*Required work*
What lines of the data hold the string "React"? Pull each one out.

*Material provided*
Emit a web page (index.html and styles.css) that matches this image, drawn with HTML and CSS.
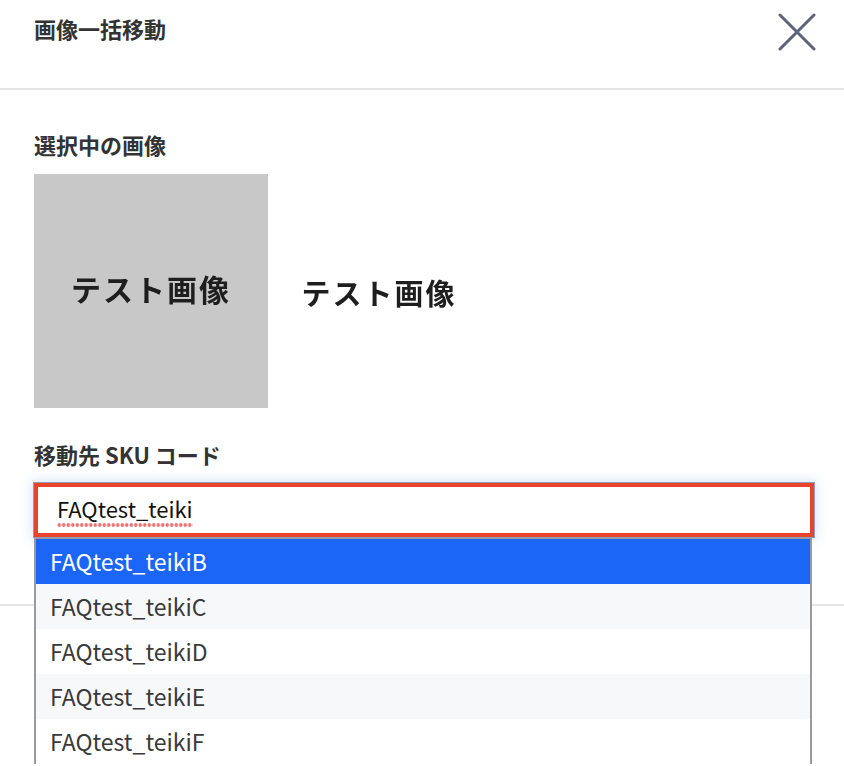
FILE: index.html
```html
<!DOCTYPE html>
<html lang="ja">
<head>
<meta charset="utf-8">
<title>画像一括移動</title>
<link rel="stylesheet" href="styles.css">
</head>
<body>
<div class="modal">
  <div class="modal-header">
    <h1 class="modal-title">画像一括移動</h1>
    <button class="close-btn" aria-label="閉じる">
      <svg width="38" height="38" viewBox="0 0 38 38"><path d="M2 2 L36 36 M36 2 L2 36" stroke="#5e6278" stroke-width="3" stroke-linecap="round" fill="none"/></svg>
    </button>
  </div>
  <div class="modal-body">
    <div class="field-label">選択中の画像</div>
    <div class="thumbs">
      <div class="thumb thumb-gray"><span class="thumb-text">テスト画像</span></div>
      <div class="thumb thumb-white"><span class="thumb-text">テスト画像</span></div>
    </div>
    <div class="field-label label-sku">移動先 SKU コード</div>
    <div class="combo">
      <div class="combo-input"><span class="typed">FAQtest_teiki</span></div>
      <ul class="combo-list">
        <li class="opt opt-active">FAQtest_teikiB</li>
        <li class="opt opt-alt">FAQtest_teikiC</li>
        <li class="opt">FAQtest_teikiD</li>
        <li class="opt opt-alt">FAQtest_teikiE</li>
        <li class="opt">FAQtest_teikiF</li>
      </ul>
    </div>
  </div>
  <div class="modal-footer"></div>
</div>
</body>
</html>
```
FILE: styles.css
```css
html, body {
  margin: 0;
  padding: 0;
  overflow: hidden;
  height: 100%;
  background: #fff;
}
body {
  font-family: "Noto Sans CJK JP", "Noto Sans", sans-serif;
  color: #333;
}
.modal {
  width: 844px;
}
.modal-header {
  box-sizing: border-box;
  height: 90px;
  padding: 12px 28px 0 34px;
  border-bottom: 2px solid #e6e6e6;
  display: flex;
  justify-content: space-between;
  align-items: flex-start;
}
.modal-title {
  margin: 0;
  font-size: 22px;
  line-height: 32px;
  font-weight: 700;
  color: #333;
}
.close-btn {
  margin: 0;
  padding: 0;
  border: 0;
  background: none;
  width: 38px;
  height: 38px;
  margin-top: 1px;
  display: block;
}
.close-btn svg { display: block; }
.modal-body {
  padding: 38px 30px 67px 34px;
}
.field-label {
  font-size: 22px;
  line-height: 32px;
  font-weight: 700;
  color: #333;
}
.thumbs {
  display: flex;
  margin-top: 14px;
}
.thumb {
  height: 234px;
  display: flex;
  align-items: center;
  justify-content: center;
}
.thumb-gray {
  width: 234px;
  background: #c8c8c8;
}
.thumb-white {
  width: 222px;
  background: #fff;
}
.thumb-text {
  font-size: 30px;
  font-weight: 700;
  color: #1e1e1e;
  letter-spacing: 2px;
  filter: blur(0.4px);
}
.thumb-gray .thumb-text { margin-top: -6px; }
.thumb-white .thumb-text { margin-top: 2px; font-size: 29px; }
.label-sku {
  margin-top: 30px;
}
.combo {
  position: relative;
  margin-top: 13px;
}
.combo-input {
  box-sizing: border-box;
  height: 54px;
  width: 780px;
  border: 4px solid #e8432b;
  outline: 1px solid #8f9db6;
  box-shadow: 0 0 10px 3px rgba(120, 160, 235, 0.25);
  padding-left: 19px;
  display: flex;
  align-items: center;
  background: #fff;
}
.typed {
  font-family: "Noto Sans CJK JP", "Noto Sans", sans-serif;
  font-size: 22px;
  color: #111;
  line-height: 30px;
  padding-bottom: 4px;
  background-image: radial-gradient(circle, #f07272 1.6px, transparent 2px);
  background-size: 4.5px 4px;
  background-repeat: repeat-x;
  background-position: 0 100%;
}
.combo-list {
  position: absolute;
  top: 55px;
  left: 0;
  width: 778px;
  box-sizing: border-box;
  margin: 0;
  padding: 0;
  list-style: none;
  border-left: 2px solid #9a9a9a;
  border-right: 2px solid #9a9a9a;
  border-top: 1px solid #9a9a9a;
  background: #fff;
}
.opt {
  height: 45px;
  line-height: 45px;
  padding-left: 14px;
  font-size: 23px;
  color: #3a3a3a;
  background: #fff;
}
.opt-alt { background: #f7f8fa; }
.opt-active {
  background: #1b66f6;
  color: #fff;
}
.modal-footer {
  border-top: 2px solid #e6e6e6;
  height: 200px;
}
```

==

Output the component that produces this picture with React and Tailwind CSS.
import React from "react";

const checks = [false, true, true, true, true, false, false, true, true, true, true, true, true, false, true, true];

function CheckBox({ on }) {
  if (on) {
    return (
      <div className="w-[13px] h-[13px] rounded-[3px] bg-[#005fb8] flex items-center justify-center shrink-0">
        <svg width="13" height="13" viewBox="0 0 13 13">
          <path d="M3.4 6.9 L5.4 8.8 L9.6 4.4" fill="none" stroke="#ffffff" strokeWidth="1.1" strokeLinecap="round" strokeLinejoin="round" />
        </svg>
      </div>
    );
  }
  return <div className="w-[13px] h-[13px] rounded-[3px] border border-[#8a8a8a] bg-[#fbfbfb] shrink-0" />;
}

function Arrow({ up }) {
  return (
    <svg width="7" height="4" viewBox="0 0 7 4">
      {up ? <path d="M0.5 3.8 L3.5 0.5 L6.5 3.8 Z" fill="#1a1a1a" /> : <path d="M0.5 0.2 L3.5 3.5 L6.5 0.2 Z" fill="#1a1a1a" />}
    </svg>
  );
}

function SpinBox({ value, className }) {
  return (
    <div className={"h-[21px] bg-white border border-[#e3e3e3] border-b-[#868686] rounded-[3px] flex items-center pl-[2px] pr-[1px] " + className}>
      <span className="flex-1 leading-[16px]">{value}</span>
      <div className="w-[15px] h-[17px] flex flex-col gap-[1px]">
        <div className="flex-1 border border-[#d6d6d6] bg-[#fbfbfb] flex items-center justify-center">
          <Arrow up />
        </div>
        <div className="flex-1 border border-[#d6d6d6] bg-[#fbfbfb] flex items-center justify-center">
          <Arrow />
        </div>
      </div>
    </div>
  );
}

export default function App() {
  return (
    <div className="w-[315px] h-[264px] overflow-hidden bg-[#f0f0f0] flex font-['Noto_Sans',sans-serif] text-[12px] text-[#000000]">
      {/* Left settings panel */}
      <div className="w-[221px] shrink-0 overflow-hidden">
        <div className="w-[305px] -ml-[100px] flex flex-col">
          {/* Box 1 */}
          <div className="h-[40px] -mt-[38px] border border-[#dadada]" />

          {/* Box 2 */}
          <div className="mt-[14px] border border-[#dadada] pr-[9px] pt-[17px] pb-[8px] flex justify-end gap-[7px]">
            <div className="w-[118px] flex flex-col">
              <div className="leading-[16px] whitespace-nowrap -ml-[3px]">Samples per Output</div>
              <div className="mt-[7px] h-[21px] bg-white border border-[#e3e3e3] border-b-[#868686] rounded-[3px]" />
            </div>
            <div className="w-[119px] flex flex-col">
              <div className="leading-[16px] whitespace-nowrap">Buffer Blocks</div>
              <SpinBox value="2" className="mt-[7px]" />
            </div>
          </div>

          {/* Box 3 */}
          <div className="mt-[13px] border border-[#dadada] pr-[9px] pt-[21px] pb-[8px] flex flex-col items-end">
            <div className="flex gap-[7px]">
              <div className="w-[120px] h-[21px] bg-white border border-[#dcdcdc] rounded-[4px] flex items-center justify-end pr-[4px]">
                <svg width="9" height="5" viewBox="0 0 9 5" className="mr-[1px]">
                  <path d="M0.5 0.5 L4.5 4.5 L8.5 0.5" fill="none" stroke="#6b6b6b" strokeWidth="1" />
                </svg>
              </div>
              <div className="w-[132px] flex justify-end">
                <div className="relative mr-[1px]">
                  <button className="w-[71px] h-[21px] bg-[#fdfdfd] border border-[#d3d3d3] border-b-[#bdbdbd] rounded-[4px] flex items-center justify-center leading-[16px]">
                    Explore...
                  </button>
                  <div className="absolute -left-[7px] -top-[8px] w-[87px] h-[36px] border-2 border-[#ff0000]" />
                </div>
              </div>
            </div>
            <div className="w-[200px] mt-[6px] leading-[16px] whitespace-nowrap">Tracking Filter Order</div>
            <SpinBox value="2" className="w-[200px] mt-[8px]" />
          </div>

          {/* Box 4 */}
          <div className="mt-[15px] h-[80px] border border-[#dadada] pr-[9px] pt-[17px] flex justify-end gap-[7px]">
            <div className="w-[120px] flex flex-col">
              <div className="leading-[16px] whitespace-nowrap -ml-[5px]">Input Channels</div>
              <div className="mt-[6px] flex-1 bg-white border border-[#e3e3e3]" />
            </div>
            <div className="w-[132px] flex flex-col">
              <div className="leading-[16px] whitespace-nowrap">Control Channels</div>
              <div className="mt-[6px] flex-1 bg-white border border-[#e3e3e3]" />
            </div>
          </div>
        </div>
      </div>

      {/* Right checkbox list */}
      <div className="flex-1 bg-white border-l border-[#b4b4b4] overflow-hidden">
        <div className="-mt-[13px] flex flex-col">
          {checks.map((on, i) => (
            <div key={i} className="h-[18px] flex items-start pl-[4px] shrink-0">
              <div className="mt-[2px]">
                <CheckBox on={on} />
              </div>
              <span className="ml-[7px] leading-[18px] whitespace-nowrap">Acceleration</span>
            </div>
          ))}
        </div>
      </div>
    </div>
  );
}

*Correct answer*
Output the component that produces this picture with React and Tailwind CSS.
import React from "react";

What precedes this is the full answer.